Let us all think for one moment about who we are, you, me, each single one of us.
The question is simple: how much of me is the norm, how much of me is unique?

My guess is, we all were and are exceptions to a rule at some point. We are innovators, and purely because of that we situate ourselves outside of the norm (bell curve early adopters)

I have a Dream … but does data support it?
Educational data is currently build upon the idea of efficiency. But life is not made out of efficiency only, life is quality, life is creativity, life is – at best – living your dream. And if your dream situates itself in the cognitive fields, data will help you find your way and improve your cognitive abilities. But if your dream situates itself in a creative or vocational field, than data will be less likely to support that goal. For dreams are not profitable in many cases, although dreams do enrich each one of our lives

And by making decisions on what we need, what the norm should be, again the digital divide between those who have and have not will increase. Data risks corrupting education, unless we consciously step away from pure profit goals, and turn towards a global, human society.

Conclusion

As my colleagues have showed data has achieved new insights, new innovations in health, urban planning and such.

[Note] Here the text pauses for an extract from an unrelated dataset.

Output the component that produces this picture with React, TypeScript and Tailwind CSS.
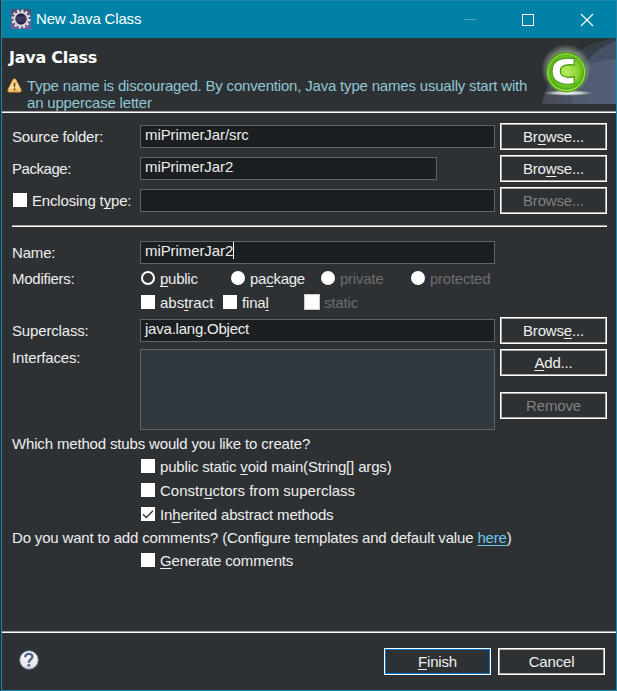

But for all the good data is said to do, if we do not ensure that each one of us can actually get a job, get paid, then we will not be able to pay for healthcare, we will not be able to drive a car in a well-planned urban area. The success is of data is only as strong as the lives it can help improve and before all sustain in the long term. As long as the digital divide is not turned back, as long as data is not reproducing the norm, but ensuring a more balanced society filled with creativity and quality, educational data will have a corrupting effect.